Vielleicht weiß Müller, dass seine unorthodoxen Drehungen, nach denen er stets am Boden und der Ball im Tor lag, unvergessen bleiben werden. „Ronaldo schießt seine Tore so ähnlich, wie ich das gemacht habe, häufig im Sechzehner. Aber er kann es auch von außerhalb“, sagt der ehemalige Stürmer von Bayern München. 14 Tore gelangen ihm bei zwei Weltmeisterschaften. Ronaldo benötigte drei Turniere, um diesen Rekord zu brechen. In 62 Spielen für die deutsche Nationalmannschaft schaffte Müller 68 Tore – eine unvergleichlich hohe Quote.

Ganz nebenbei präsentierte Müller gestern die goldene Trophäe in Schuhform, die dem Torschützenkönig des Turniers 2006 übergeben werden soll. Wer die erhält? „Klose oder Ronaldo.“ Müller zuckt mit den Achseln – von allzu großem Belang ist diese Frage anscheinend nicht für ihn. Wenn er bei dieser Weltmeisterschaft mitgespielt hätte, „dann hätte ich zehn Tore geschossen“. Ohnehin sei die deutsche Mannschaft von damals stärker gewesen als die von heute. Das sei aber schwierig zu vergleichen. „Die Atmosphäre ist eine ganz andere“, sagt Müller. „Der Enthusiasmus ist riesig.“ Deutschland wird Weltmeister, glaubt er. „Wenn wir Argentinien schlagen.“ Sein Tipp: Die Begegnung entscheidet sich erst im Elfmeterschießen.

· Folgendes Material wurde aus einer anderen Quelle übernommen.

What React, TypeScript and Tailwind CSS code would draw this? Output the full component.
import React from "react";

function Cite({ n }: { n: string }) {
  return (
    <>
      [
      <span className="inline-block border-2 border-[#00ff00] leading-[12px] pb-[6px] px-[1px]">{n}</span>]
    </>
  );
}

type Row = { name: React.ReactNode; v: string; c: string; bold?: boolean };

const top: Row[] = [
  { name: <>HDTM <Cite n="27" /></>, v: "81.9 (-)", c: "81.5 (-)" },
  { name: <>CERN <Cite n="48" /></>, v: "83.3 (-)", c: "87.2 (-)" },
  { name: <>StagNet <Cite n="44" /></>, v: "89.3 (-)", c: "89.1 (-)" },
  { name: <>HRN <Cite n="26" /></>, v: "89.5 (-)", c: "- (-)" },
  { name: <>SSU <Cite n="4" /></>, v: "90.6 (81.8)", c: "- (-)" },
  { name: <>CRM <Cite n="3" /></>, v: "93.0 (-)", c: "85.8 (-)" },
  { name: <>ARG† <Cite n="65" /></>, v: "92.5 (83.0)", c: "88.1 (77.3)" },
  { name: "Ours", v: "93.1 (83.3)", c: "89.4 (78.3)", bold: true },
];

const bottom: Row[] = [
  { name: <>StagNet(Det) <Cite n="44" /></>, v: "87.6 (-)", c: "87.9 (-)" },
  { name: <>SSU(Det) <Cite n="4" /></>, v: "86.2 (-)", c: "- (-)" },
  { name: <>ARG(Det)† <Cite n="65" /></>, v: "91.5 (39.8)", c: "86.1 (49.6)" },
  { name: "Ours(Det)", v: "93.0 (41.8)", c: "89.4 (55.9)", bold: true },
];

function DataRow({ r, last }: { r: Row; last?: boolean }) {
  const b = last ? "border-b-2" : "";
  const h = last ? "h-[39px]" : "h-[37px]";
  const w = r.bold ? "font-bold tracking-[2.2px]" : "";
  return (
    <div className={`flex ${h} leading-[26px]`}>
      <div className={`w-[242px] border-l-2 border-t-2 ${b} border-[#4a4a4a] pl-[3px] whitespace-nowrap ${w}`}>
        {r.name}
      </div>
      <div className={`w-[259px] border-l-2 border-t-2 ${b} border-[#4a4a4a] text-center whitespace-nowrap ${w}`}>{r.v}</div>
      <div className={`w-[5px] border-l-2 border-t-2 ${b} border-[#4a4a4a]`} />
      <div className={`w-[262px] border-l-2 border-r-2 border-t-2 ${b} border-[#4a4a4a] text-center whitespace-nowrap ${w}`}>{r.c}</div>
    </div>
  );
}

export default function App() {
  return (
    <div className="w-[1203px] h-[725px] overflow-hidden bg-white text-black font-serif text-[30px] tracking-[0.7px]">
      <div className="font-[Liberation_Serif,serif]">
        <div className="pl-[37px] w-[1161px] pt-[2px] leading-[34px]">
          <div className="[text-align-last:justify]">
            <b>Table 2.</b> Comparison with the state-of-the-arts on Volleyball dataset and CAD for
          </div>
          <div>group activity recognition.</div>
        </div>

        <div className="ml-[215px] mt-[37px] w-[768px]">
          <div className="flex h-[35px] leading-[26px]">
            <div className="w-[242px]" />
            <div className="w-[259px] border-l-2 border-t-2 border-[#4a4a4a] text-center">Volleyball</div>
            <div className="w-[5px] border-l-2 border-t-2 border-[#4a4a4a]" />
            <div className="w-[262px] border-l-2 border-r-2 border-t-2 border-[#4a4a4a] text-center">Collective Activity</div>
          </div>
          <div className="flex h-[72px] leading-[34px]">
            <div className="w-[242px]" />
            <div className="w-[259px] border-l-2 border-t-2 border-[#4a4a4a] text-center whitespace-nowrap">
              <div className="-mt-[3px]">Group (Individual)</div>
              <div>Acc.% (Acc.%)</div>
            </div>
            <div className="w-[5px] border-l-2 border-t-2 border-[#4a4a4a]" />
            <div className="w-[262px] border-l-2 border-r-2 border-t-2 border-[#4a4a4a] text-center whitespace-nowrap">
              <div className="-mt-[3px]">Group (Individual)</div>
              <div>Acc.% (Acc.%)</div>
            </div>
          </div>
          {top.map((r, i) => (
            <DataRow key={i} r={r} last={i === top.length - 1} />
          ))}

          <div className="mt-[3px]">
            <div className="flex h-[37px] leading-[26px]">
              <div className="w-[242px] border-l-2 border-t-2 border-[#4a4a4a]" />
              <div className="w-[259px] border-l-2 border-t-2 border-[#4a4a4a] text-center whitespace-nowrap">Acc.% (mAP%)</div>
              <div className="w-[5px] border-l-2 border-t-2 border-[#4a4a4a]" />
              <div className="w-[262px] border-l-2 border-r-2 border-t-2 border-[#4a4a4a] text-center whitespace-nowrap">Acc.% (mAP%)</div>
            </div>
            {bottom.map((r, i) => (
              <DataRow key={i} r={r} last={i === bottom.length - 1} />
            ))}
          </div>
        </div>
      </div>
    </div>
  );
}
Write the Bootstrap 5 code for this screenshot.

Kurz bevor Gerd Müller nach einer knappen Stunde Rummel um seine Person im VIP-Zelt verschwindet, zeigt er noch einmal Größe. Er schüttelt jedem der fünf Security-Leute, die ihn vor allzu aufdringlichen Autogrammjägern beschützt hatten, die Hand. „Er hat mich berührt“, sagt einer von ihnen danach.